** Begin INPUT **

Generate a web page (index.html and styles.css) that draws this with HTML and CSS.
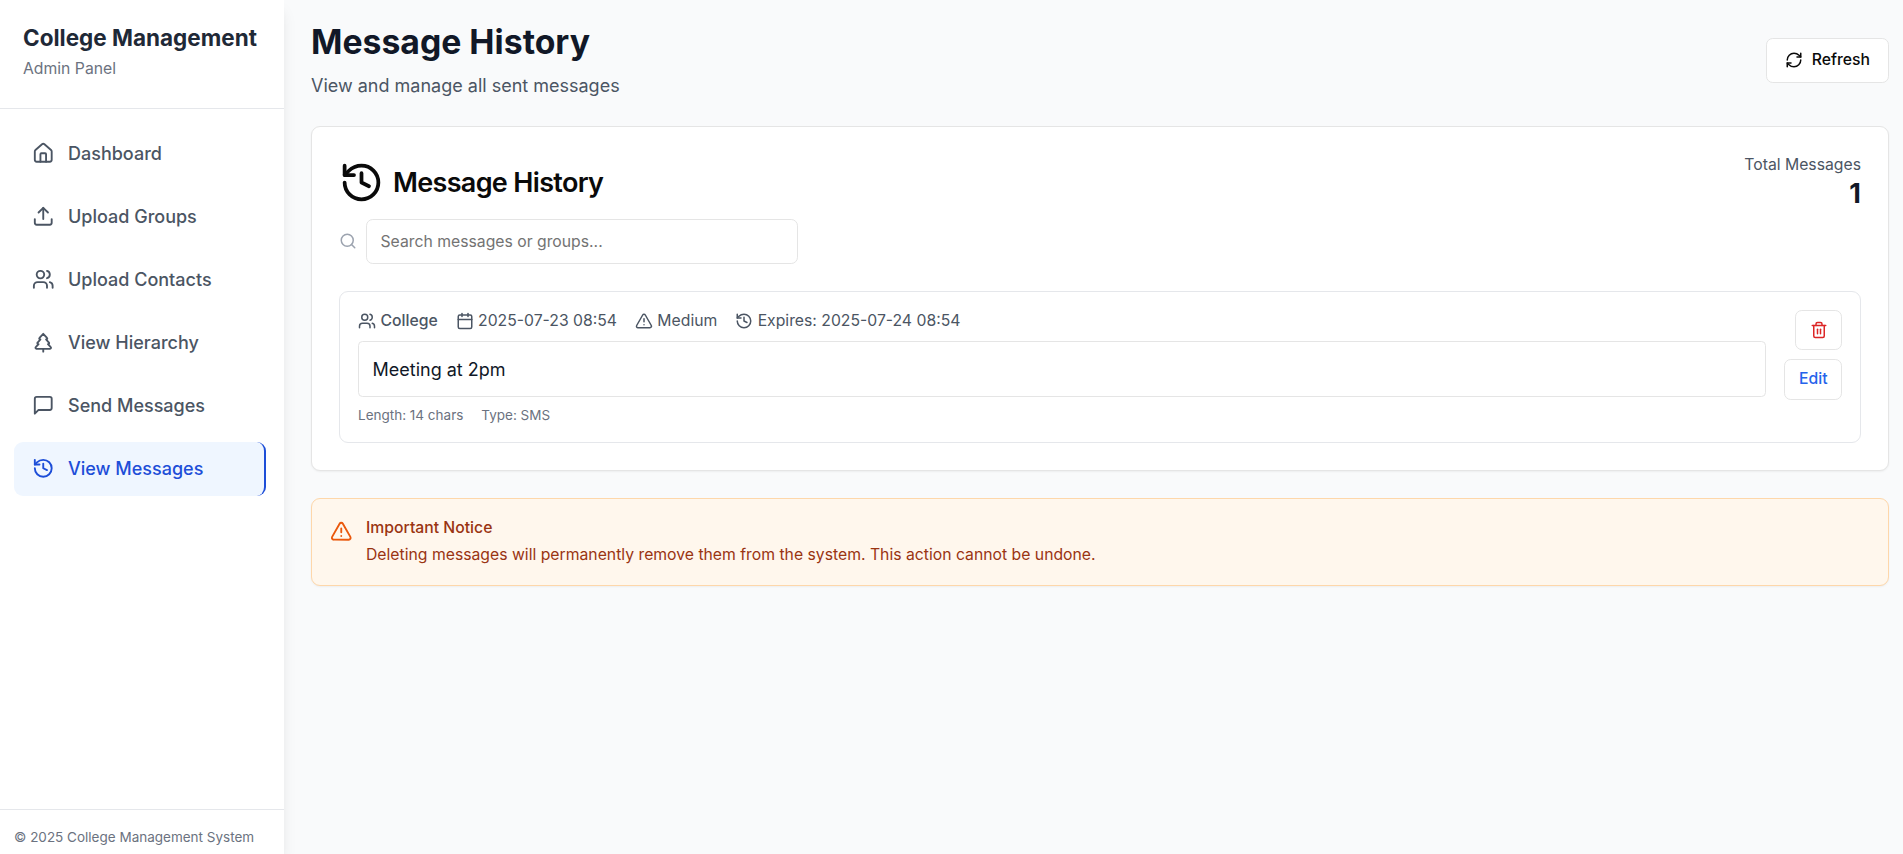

** End INPUT **
** Begin INPUT **

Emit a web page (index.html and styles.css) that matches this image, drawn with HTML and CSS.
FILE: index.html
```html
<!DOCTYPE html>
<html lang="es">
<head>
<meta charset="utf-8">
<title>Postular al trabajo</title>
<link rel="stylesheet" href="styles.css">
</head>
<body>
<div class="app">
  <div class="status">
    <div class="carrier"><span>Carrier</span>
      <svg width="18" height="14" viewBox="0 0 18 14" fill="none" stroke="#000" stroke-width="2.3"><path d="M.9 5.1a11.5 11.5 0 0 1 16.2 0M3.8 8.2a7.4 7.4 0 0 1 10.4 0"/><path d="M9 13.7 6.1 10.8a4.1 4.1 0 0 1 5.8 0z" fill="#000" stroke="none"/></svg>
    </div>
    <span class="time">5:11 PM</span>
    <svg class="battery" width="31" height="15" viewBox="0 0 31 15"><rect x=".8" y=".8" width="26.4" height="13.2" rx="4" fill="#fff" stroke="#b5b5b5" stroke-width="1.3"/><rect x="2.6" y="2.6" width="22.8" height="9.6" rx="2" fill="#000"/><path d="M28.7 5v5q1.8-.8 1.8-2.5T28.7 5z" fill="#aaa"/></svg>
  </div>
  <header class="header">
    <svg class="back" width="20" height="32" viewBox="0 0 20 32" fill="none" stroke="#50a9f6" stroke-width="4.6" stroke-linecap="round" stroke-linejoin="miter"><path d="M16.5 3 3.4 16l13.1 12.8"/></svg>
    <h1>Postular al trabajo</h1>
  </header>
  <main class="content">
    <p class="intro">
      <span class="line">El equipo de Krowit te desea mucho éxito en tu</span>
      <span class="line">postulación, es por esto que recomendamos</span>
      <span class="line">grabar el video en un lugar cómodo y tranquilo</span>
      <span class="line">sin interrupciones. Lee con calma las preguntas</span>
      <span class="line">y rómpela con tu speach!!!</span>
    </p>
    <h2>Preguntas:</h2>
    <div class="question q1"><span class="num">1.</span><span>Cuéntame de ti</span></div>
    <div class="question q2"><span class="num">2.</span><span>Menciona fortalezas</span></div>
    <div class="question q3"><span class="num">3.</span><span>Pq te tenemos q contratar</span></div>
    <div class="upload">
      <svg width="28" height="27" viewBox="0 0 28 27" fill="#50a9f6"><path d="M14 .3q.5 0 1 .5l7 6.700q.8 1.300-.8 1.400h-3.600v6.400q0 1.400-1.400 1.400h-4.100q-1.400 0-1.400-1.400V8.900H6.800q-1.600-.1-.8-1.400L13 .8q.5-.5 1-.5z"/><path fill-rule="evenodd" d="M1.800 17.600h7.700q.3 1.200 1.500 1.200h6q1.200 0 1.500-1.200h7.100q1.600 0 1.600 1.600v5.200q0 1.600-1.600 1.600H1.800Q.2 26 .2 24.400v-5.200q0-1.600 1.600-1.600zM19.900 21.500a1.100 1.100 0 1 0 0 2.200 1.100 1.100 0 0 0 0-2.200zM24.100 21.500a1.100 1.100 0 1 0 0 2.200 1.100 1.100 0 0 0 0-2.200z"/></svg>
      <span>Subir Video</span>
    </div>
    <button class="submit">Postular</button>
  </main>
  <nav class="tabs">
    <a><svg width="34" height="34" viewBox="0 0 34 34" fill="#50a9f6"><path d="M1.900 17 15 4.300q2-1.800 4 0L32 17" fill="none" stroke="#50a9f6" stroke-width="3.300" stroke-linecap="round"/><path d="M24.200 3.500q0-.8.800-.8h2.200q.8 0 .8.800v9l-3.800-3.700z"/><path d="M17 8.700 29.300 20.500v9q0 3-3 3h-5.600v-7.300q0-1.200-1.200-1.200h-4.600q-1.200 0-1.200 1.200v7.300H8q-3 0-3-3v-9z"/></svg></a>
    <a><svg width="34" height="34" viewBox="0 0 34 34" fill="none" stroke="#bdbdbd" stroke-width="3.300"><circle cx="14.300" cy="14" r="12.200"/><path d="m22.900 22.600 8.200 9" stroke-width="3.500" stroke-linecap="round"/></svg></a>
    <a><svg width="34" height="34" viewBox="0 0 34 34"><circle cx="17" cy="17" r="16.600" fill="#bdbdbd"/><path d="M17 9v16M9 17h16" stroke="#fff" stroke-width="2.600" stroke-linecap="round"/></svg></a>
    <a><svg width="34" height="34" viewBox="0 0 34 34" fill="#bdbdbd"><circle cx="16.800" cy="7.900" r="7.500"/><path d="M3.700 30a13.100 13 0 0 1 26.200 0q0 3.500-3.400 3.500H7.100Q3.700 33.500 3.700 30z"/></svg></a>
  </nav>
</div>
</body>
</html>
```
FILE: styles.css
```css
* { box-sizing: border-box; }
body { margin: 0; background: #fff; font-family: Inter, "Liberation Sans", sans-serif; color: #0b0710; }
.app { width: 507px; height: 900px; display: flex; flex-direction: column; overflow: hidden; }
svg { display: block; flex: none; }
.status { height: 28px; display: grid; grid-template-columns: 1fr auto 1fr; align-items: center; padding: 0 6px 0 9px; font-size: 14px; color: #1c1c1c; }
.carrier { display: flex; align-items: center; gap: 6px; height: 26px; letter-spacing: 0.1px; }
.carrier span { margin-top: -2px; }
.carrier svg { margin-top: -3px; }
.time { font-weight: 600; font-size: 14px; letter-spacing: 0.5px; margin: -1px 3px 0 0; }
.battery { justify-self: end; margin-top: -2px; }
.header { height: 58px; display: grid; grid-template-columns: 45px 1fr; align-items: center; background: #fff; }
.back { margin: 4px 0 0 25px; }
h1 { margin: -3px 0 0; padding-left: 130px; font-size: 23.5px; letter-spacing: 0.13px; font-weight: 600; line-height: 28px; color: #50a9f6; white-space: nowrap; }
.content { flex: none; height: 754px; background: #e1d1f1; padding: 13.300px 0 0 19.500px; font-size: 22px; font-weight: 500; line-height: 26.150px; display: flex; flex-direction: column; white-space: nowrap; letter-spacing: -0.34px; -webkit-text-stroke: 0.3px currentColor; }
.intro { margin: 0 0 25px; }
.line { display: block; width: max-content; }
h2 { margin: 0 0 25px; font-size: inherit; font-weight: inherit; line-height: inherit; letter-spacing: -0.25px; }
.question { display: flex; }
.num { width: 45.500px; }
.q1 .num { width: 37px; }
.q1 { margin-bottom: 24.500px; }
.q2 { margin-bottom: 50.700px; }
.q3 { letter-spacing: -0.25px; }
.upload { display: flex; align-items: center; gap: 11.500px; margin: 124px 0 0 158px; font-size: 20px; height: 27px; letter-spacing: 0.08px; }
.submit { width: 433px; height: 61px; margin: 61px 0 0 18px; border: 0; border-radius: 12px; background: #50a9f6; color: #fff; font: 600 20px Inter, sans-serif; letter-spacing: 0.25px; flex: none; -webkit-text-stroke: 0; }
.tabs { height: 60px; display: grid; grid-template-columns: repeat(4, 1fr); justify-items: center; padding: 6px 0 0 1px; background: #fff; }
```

** End INPUT **
** Begin INPUT **

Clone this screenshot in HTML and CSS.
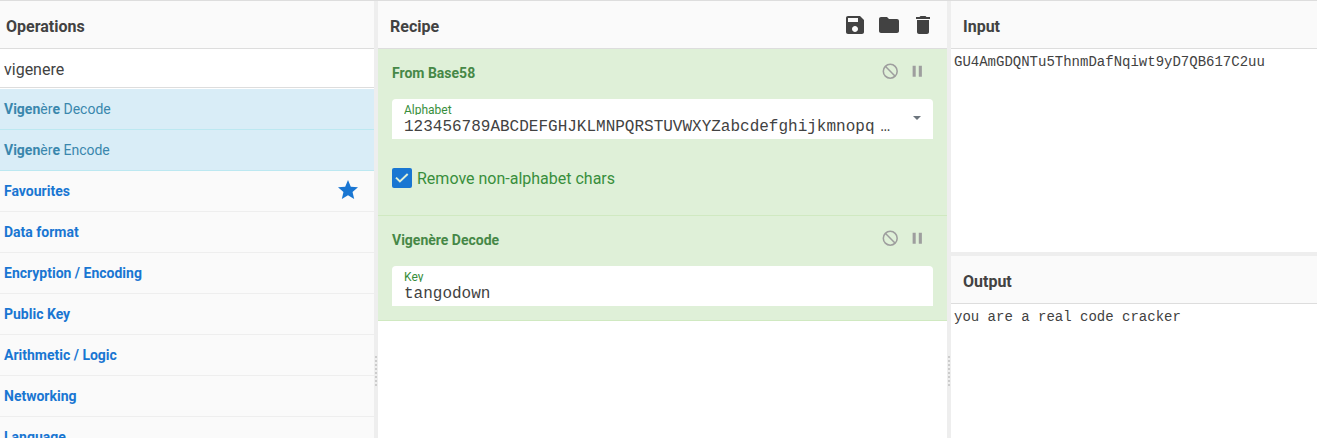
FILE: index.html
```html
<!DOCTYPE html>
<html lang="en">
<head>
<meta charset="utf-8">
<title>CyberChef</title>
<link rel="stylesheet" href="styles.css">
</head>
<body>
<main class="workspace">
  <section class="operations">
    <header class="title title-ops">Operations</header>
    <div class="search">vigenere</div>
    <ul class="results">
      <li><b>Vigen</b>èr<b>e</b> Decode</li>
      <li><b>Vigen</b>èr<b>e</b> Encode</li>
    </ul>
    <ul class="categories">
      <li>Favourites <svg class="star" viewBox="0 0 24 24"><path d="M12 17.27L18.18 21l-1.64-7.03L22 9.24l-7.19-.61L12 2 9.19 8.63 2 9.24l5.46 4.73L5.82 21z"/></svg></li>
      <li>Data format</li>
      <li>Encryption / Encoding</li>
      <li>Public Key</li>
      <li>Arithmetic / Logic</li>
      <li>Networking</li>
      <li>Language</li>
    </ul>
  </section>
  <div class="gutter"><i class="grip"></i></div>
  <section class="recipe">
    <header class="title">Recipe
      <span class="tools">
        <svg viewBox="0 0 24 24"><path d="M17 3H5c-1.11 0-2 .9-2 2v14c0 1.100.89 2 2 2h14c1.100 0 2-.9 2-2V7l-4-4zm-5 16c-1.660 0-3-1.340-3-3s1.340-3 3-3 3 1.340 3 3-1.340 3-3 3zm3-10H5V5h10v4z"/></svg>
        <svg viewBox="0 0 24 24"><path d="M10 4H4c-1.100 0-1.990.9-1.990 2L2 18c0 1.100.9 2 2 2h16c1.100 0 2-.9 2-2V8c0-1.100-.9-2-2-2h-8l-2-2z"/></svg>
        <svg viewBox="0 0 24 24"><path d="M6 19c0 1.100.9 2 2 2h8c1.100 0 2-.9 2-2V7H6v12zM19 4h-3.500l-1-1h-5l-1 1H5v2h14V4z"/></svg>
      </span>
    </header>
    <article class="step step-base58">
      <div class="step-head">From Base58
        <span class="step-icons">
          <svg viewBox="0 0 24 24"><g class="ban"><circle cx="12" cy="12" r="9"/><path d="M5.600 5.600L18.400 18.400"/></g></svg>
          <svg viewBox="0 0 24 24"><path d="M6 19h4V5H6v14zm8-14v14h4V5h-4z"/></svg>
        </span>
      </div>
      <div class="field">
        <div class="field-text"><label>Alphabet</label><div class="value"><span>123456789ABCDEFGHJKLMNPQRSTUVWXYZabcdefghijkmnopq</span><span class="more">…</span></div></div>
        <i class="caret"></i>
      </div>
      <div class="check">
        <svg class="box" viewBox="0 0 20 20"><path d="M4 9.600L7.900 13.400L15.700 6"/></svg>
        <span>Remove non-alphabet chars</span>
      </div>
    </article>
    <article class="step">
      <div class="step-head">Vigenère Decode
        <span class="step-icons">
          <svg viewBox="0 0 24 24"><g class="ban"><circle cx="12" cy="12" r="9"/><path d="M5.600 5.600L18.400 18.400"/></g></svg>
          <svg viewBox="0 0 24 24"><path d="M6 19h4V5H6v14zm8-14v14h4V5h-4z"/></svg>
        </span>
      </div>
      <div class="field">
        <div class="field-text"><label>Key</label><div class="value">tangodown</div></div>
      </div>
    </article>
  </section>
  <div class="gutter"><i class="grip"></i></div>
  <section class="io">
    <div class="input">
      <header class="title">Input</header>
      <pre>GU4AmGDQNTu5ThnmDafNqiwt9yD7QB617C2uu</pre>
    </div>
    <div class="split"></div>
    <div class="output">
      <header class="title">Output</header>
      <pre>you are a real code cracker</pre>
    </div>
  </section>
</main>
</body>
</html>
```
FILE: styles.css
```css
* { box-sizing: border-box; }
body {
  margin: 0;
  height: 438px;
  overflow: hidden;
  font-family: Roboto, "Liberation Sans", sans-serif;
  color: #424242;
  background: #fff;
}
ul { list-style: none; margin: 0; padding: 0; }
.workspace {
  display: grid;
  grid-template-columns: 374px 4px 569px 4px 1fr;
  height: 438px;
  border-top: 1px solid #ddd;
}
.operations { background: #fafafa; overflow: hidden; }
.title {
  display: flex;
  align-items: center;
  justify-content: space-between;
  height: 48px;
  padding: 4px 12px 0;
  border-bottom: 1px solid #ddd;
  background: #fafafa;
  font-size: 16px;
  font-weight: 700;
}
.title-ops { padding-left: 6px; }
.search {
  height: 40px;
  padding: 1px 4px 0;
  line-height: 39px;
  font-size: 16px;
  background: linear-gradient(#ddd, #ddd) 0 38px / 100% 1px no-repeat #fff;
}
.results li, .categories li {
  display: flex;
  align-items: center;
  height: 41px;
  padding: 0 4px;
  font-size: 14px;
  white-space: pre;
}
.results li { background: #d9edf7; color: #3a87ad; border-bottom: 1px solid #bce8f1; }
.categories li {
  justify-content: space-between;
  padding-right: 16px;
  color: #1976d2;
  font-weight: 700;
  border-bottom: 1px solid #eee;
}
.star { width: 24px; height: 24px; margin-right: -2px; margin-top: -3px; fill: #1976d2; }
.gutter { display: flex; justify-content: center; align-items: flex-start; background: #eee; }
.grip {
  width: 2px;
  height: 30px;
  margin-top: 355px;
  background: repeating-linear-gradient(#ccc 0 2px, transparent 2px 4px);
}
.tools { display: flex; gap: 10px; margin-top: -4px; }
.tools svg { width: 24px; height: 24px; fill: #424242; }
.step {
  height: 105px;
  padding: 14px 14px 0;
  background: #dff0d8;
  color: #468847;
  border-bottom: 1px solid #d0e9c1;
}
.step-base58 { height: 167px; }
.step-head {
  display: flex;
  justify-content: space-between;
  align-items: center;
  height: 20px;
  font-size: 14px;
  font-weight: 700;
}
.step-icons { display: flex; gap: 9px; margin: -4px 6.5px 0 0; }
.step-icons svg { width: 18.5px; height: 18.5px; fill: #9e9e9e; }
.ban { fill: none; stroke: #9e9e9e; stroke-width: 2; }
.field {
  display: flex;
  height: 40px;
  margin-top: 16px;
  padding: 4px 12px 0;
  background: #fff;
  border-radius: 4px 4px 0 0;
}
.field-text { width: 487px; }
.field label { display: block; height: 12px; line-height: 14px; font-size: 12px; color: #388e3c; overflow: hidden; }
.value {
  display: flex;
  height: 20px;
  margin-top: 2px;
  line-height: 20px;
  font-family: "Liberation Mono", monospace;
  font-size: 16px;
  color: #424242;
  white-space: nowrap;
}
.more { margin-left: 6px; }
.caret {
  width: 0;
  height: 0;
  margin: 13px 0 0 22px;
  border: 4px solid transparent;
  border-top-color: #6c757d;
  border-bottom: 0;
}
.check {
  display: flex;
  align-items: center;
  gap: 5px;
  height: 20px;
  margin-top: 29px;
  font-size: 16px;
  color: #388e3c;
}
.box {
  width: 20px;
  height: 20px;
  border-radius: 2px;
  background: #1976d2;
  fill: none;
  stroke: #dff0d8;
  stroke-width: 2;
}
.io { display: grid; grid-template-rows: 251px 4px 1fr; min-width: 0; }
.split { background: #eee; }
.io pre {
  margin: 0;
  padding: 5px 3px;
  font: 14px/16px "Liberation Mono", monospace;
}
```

** End INPUT **

PROMPT:
The lines to collect are those holding the string "that"; copy them all.

PROBLEM SOLUTION:
Generate a web page (index.html and styles.css) that draws this with HTML and CSS.
Emit a web page (index.html and styles.css) that matches this image, drawn with HTML and CSS.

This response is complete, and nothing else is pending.